One foot slightly forward gives you a wider base to drive from. Switch lead foot halfway through if one hip starts to fatigue.

Common Mistakes

Going out at race pace from meter 1

Heart rate spikes to 180+ before you even hit the sled push. You will pay for this at Stations 3-5.

Bending arms too early in the pull

Turns the SkiErg into an arm exercise. Your biceps will fatigue in 400m and your pace collapses.

Short, choppy pulls

Each short pull wastes the return phase. Longer, fuller pulls are more efficient per meter.

Holding your breath

Common under race pressure. Exhale forcefully on each pull, inhale on the return. Rhythmic breathing is non-negotiable.

Pacing Strategies

Level Target Strategy
Elite (sub-60 min total) 1:45-1:55/500m split Aggressive but controlled.

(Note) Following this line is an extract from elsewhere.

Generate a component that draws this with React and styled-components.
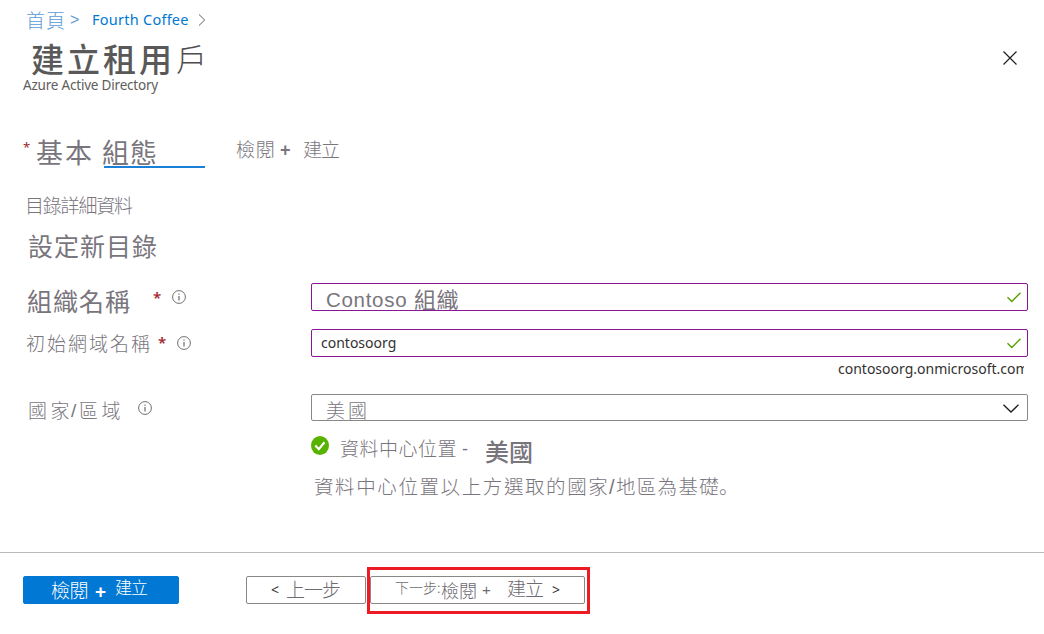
import React from "react";
import styled, { createGlobalStyle } from "styled-components";

const GlobalStyle = createGlobalStyle`
  * { box-sizing: border-box; }
  body { margin: 0; background: #fff; overflow: hidden; }
`;

const cjk = '"Noto Sans CJK TC", sans-serif';
const latin = '"Noto Sans", "Open Sans", sans-serif';

const Page = styled.main`
  width: 1044px;
  height: 634px;
  display: flex;
  flex-direction: column;
  background: #fff;
  color: #79757d;
  font-family: ${cjk};
`;

const Row = styled.div`
  display: flex;
  align-items: flex-start;
  flex: 0 0 ${(p) => p.$h}px;
  height: ${(p) => p.$h}px;
  padding-left: ${(p) => p.$pl || 0}px;
`;

/* A run of text with its own size, tracking and column width. */
const Text = styled.span`
  flex: 0 0 ${(p) => p.$w}px;
  width: ${(p) => p.$w}px;
  margin-top: ${(p) => p.$mt || 0}px;
  margin-left: ${(p) => p.$ml || 0}px;
  font-family: ${(p) => (p.$latin ? latin : cjk)};
  font-size: ${(p) => p.$size || 14}px;
  font-weight: ${(p) => p.$weight || 300};
  letter-spacing: ${(p) => p.$ls || 0}px;
  line-height: 1;
  color: ${(p) => p.$color || "inherit"};
  text-align: left;
  white-space: nowrap;
`;

const Arial = styled(Text)`
  font-family: "Liberation Sans", Arial, sans-serif;
`;

const FullStop = styled(Text)`
  font-family: "Noto Sans CJK SC", sans-serif;
`;

const Icon = styled.svg`
  display: block;
  flex: 0 0 auto;
  margin-top: ${(p) => p.$mt || 0}px;
  margin-left: ${(p) => p.$ml || 0}px;
  fill: none;
`;

const ActiveTab = styled.div`
  display: flex;
  align-items: flex-start;
  width: 101px;
  height: 36px;
  margin-right: 31px;
  border-bottom: 2px solid #1a7fd6;
`;

const Label = styled.div`
  display: flex;
  align-items: flex-start;
  flex: 0 0 311px;
  padding-left: ${(p) => p.$pl}px;
`;

const Field = styled.div`
  display: flex;
  align-items: flex-start;
  justify-content: space-between;
  width: 717px;
  height: ${(p) => p.$h || 28}px;
  border: 1px solid ${(p) => (p.$plain ? "#8a8886" : "#881798")};
  border-radius: 2px;
  padding: 0 6px 0 ${(p) => p.$pl}px;
`;

const FieldText = styled.div`
  display: flex;
`;

const Clip = styled.div`
  width: 186px;
  height: 22px;
  overflow: hidden;
  display: flex;
`;

const Footer = styled.footer`
  display: flex;
  align-items: flex-start;
  height: 82px;
  border-top: 1px solid #bababa;
  padding: 14px 0 0 23px;
`;

const Button = styled.button`
  display: flex;
  align-items: flex-start;
  width: ${(p) => p.$w}px;
  height: 28px;
  margin: 0;
  padding: 0 0 0 ${(p) => p.$pl}px;
  border: 1px solid ${(p) => (p.$primary ? "#0078d4" : "#8a8886")};
  border-radius: 2px;
  background: ${(p) => (p.$primary ? "#0078d4" : "#fff")};
  color: ${(p) => (p.$primary ? "#fff" : "#6d6a70")};
`;

const ButtonSlot = styled.div`
  padding-top: 9px;
  margin-right: ${(p) => p.$mr || 0}px;
`;

const Highlight = styled.div`
  width: 223px;
  height: 47px;
  border: 3px solid #ed1c24;
  padding-top: 6px;
`;

const Info = () => (
  <Icon $mt={7} width="14" height="14" viewBox="0 0 14 14" stroke="#605e5c">
    <circle cx="7" cy="7" r="6.4" strokeWidth="0.9" />
    <path d="M7 6v4.4M7 3.6v1.2" strokeWidth="1.1" />
  </Icon>
);

const Check = () => (
  <Icon $mt={8} width="14" height="11" viewBox="0 0 14 11" stroke="#57a300">
    <path d="M0.5 5.2 4.8 9.5 13.5 0.8" strokeWidth="1.4" />
  </Icon>
);

export default function App() {
  return (
    <Page>
      <GlobalStyle />
      <Row $h={40} $pl={26}>
        <Text $w={44} $mt={10} $size={19} $ls={1} $color="#5b9bd5">首頁</Text>
        <Arial $w={22} $mt={12} $size={16} $color="#5b9bd5">&gt;</Arial>
        <Text $latin $w={106} $mt={12} $size={14.5} $ls={0.25} $weight={400} $color="#0078d4">Fourth Coffee</Text>
        <Icon $mt={14} width="8" height="12" viewBox="0 0 8 12" stroke="#605e5c">
          <path d="M1 0.5 6.7 6 1 11.5" />
        </Icon>
      </Row>
      <Row $h={38} $pl={31}>
        <Text $w={145} $mt={2} $size={33} $ls={3} $weight={500} $color="#595959">建立租用</Text>
        <Text $w={826} $mt={2} $size={31} $color="#4d4d4d">戶</Text>
        <Icon $ml={1} $mt={11} width="14" height="14" viewBox="0 0 14 14" stroke="#201f1e">
          <path d="M0.5 0.5 13.5 13.5M13.5 0.5 0.5 13.5" strokeWidth="1.2" />
        </Icon>
      </Row>
      <Row $h={54} $pl={23}>
        <Text $latin $w={200} $mt={1} $size={13.5} $ls={-0.2} $weight={400} $color="#605e5c">Azure Active Directory</Text>
      </Row>
      <Row $h={58} $pl={23}>
        <Text $latin $w={13} $mt={9} $size={13} $weight={400} $color="#a4262c">*</Text>
        <Text $w={68} $mt={6} $size={27} $ls={2} $weight={400}>基本</Text>
        <ActiveTab>
          <Text $ml={-2} $w={60} $mt={6} $size={27} $ls={1} $weight={400}>組態</Text>
        </ActiveTab>
        <Text $w={44} $mt={7} $size={19} $ls={0.8}>檢閱</Text>
        <Arial $w={23} $mt={9} $size={18} $weight={700}>+</Arial>
        <Text $w={40} $mt={7} $size={19} $ls={-1}>建立</Text>
      </Row>
      <Row $h={40} $pl={25}>
        <Text $w={120} $mt={5} $size={19} $ls={-1.2}>目錄詳細資料</Text>
      </Row>
      <Row $h={53} $pl={28}>
        <Text $w={140} $mt={3} $size={25} $ls={1} $weight={400}>設定新目錄</Text>
      </Row>
      <Row $h={46}>
        <Label $pl={27}>
          <Text $w={126} $mt={5} $size={25} $ls={1} $weight={400}>組織名稱</Text>
          <Text $latin $w={19} $mt={7} $size={15} $weight={600} $color="#a4262c">*</Text>
          <Info />
        </Label>
        <Field $pl={14}>
          <FieldText>
            <Arial $w={88} $mt={6} $size={20.5} $ls={0.7} $weight={400}>Contoso</Arial>
            <Text $w={50} $mt={3} $size={22} $ls={0.4} $weight={400}>組織</Text>
          </FieldText>
          <Check />
        </Field>
      </Row>
      <Row $h={28}>
        <Label $pl={26}>
          <Text $w={132} $mt={4} $size={19} $ls={2}>初始網域名稱</Text>
          <Text $latin $w={19} $mt={6} $size={15} $weight={600} $color="#a4262c">*</Text>
          <Info />
        </Label>
        <Field $pl={9}>
          <Text $latin $w={120} $mt={6} $size={14} $weight={400} $color="#323130">contosoorg</Text>
          <Check />
        </Field>
      </Row>
      <Row $h={37} $pl={838}>
        <Clip>
          <Text $latin $w={200} $mt={5} $size={14} $weight={400} $color="#323130">contosoorg.onmicrosoft.com</Text>
        </Clip>
      </Row>
      <Row $h={40}>
        <Label $pl={28}>
          <Text $w={43} $mt={6} $size={19} $ls={3.5}>國家</Text>
          <Arial $w={8} $mt={7} $size={19} $weight={400}>/</Arial>
          <Text $w={59} $mt={6} $size={19} $ls={3.5}>區域</Text>
          <Info />
        </Label>
        <Field $plain $h={27} $pl={14}>
          <Text $w={50} $mt={5} $size={19} $ls={3}>美國</Text>
          <Icon $mt={9} width="18" height="9" viewBox="0 0 18 9" stroke="#201f1e">
            <path d="M0.5 0.7 8 8 15.5 0.7" strokeWidth="1.4" />
          </Icon>
        </Field>
      </Row>
      <Row $h={39} $pl={311}>
        <Icon $mt={2} width="18" height="19" viewBox="0 0 18 19">
          <ellipse cx="9" cy="9.5" rx="9" ry="9.5" fill="#57b300" />
          <path d="M4.3 9.6 7.8 13.2 13.5 6.2" stroke="#fff" strokeWidth="2.2" />
        </Icon>
        <Text $ml={11} $w={122} $mt={4} $size={19} $ls={0.5}>資料中心位置</Text>
        <Arial $w={23} $mt={6} $size={18}>-</Arial>
        <Text $w={60} $mt={5} $size={24} $weight={500}>美國</Text>
      </Row>
      <Row $h={79} $pl={314}>
        <Text $w={295} $mt={3} $size={19.5} $ls={1.6}>資料中心位置以上方選取的國家</Text>
        <Arial $w={7} $mt={4} $size={20} $weight={400}>/</Arial>
        <Text $w={103} $mt={3} $size={19.5} $ls={1.3}>地區為基礎</Text>
        <FullStop $w={20} $mt={3} $size={19.5}>。</FullStop>
      </Row>
      <Footer>
        <ButtonSlot $mr={67}>
          <Button $primary $w={156} $pl={27}>
            <Text $w={44} $mt={3} $size={19} $ls={-0.5}>檢閱</Text>
            <Arial $w={20} $mt={5} $size={19} $weight={700}>+</Arial>
            <Text $w={36} $mt={1} $size={17} $ls={-1}>建立</Text>
          </Button>
        </ButtonSlot>
        <ButtonSlot $mr={1}>
          <Button $w={120} $pl={24}>
            <Text $latin $w={15} $mt={6} $size={14} $weight={400} $color="#323130">&lt;</Text>
            <Text $w={60} $mt={2} $size={19} $ls={-1}>上一步</Text>
          </Button>
        </ButtonSlot>
        <Highlight>
          <Button $w={215} $pl={24}>
            <Text $w={46} $mt={3} $size={14}>下一步:</Text>
            <Text $w={41} $mt={4} $size={18}>檢閱</Text>
            <Arial $w={25} $mt={5} $size={15} $weight={400}>+</Arial>
            <Text $w={45} $mt={1} $size={19} $ls={-1}>建立</Text>
            <Text $latin $w={12} $mt={6} $size={14} $weight={400} $color="#323130">&gt;</Text>
          </Button>
        </Highlight>
      </Footer>
    </Page>
  );
}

You should finish in 3:30-3:50 and feel like you could do another 200m at that pace.
Competitive (60-75 min total) 2:00-2:15/500m split The sweet spot for most trained athletes. Finish in 4:00-4:30. If your HR is over 170 at the end, you went too hard.
Open (75-90+ min total) 2:15-2:45/500m split Focus on smooth technique over speed. Your finish time here matters less than how you feel entering the sled push.
Pro Tip

In the last 200m, increase your pull rate slightly but keep the same power. The faster turnover tricks your body into finishing strong without actually increasing effort.